We have also seen that man ([p. 52]) has a final right which is the guaranty and the sanction of all others; it is the right of preventing by force every attempt at his rights; to constrain others to respect his rights, and lastly, to punish every violation of his rights. This is what is called the right of self-defense.

79. Public authority.—Man having, as we have just seen, the right of self-defense by opposing force to any attack, possesses, when alone, and far from all human help, this right in all its plenitude. But it is easy to see the dangers and inexpediency of such a right in a society. Each man, in fact, when he meets with opposition to his will and desires, always thinks himself injured in his rights. If every one were free to defend himself in all circumstances, the right of self-defense would keep men constantly under arms; and society, without a regulating power to check their doings, would soon, as the philosopher Hobbes expressed it, be “the war of all against all.” Hence the necessity of the State—that is to say, of a disinterested power—taking in hand the defense of all, and insuring the proper exercise of the right of self-defense by suppressing its abuses. This is what is called public authority.

80. Society and the State.—We must distinguish between society and the State, or natural society and civil society.
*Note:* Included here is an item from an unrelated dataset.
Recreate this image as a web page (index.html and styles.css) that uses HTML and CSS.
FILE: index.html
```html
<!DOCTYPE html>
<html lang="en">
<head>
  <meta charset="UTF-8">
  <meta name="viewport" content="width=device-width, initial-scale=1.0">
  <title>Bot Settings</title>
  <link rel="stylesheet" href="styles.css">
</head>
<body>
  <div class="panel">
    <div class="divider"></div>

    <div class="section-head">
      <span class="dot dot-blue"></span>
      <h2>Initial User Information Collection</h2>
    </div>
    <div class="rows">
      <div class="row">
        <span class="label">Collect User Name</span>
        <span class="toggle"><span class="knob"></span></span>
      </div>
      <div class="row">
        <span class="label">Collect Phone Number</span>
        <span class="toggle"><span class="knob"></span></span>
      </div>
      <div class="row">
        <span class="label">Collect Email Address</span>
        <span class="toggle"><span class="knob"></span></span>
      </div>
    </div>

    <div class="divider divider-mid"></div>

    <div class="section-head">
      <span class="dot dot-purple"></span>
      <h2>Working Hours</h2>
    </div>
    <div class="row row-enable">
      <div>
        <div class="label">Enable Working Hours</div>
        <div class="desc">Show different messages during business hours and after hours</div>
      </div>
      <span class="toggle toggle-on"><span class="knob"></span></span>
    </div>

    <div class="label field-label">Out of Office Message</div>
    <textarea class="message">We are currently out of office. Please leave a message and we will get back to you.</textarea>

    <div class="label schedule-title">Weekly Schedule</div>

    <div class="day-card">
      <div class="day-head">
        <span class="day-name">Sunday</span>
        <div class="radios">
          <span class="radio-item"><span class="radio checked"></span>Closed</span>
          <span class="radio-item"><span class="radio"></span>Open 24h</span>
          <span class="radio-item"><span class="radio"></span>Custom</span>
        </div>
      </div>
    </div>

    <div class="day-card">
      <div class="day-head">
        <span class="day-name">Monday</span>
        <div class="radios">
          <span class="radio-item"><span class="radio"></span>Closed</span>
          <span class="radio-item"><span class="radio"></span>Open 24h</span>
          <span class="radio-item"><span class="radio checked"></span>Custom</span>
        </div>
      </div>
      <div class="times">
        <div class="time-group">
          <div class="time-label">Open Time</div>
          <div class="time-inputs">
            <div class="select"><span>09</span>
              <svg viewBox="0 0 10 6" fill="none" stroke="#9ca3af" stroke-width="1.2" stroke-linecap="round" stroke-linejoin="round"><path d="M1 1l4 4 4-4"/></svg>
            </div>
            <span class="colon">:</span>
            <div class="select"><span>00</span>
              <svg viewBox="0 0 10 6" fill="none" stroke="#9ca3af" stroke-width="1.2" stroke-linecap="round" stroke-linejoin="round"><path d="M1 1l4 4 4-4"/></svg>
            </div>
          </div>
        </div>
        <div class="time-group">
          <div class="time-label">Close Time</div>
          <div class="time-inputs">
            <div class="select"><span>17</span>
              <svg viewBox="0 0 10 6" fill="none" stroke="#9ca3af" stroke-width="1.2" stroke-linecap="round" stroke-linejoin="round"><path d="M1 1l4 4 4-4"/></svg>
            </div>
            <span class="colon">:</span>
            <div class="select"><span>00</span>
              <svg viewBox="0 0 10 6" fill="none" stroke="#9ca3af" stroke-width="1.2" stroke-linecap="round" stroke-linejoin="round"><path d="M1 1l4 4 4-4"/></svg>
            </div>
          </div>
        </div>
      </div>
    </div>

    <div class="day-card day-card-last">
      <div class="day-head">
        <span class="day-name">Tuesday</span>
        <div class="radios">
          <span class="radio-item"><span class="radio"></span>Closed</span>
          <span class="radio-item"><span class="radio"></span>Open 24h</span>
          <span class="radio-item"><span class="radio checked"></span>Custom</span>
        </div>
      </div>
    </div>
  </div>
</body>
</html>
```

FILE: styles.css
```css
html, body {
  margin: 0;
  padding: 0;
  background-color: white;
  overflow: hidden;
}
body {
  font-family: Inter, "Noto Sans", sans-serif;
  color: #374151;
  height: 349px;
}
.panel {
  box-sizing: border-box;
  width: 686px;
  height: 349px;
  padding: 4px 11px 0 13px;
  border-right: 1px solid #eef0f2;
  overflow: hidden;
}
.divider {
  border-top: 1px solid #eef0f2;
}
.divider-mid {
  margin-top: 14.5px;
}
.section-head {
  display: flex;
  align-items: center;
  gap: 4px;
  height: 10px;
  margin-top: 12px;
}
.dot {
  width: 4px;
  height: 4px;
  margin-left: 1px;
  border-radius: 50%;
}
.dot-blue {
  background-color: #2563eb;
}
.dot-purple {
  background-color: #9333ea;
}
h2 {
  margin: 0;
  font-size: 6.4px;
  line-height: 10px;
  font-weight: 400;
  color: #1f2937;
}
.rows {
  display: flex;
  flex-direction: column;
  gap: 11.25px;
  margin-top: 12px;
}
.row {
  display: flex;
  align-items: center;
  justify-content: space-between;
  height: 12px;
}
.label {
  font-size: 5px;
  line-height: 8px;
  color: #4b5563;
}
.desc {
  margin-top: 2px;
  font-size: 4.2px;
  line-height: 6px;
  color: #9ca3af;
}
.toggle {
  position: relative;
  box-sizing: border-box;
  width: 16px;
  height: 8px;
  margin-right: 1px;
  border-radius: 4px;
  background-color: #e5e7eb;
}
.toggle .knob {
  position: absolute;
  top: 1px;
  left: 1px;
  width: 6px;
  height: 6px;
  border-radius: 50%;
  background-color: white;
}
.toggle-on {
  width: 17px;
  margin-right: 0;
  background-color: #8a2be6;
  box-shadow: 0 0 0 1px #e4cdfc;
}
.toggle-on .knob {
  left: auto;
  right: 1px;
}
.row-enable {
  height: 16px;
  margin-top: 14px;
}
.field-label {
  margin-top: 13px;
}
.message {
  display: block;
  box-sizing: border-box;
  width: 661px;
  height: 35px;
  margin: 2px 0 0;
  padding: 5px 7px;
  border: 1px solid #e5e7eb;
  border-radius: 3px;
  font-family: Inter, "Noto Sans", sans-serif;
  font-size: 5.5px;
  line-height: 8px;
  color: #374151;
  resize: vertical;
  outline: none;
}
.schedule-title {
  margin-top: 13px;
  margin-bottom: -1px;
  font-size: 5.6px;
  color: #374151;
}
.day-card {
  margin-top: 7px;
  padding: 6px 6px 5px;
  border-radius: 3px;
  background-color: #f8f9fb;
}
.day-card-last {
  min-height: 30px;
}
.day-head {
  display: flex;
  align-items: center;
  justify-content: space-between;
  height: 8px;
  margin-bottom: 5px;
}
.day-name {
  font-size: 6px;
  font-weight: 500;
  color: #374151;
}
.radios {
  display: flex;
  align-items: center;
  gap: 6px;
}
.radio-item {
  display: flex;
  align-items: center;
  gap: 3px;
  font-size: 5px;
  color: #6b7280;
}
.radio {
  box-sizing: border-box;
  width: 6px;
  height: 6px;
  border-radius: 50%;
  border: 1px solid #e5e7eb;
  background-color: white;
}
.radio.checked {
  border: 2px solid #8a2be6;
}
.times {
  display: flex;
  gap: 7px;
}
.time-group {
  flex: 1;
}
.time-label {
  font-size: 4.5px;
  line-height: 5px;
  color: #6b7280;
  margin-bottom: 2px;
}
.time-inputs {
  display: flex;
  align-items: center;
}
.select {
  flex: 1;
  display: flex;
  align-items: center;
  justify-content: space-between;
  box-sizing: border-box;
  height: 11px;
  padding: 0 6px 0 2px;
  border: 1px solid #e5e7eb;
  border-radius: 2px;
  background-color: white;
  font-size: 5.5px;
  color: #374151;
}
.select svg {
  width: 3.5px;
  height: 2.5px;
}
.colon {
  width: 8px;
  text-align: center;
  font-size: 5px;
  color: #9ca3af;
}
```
Society is the union which exists between men, without distinction of frontiers—without exterior restraint—and for the sole reason that they are men. An Englishman and an Indian, as Locke says, meeting in the waste forests of America (Robinson and Friday), are, from the fact alone of their common nature, in a state of society.

The civil society or State is an assemblage of men subject to a common authority, to common laws—that is to say, a society whose members may be constrained by public force to respect their reciprocal rights.

81. The three powers.—There results from that, that two necessary elements enter into the idea of the State: laws and force. The laws are the general rules which establish beforehand and fix after deliberation, and abstractly, the rights of each; force is the physical restraint the public power is armed with to have the laws executed. Hence two powers in the State, the legislative power and the executive power—one that makes the law; the other that executes it, and to which may generally be added a third, namely, judiciary power, which, on its part, is empowered to apply and interpret the law.[60]

82. Sovereignty.—These three powers emanate from a common source which is called sovereign. In all States, the sovereign is the authority which is in possession of the three preceding powers and delegates them. In an absolute monarchy, the sovereign is the monarch, who of himself exercises the legislative and executive power, sometimes even the judicial power. In a democracy, the sovereign is the universality of the citizens, or the people, which delegates the three powers, and even in some cases exercises them.

As to the basis of sovereignty, two systems face each other: the divine right and the sovereignty of the people. In the first, the authority emanates from God, who transmits it to chosen families; in the second, societies, like individuals, are free arbiters, and belong to themselves; they are answerable for their destinies; and this can only be true of the entire society; for why should certain classes rather than others have the privilege to decide about the fate of each? The sovereignty of the people is then nothing else than the right of each to participate in public power, either of himself or through his representatives. This principle tends more and more to predominate in civilized States.

83. Political liberty.—Political liberty means all the guaranties which insure to every citizen the legitimate exercise of his natural rights; political liberty is, then, the sanction of civil liberty.

The principal of these guaranties are: 1, the right of suffrage, which insures to every one his share of sovereignty; 2, the separation of powers, which puts into different hands the executive, legislative, and judicial powers; 3, the liberty of the press, which insures the right of minorities, and allows them to employ argument to change or modify the ideas and opinions of the majority.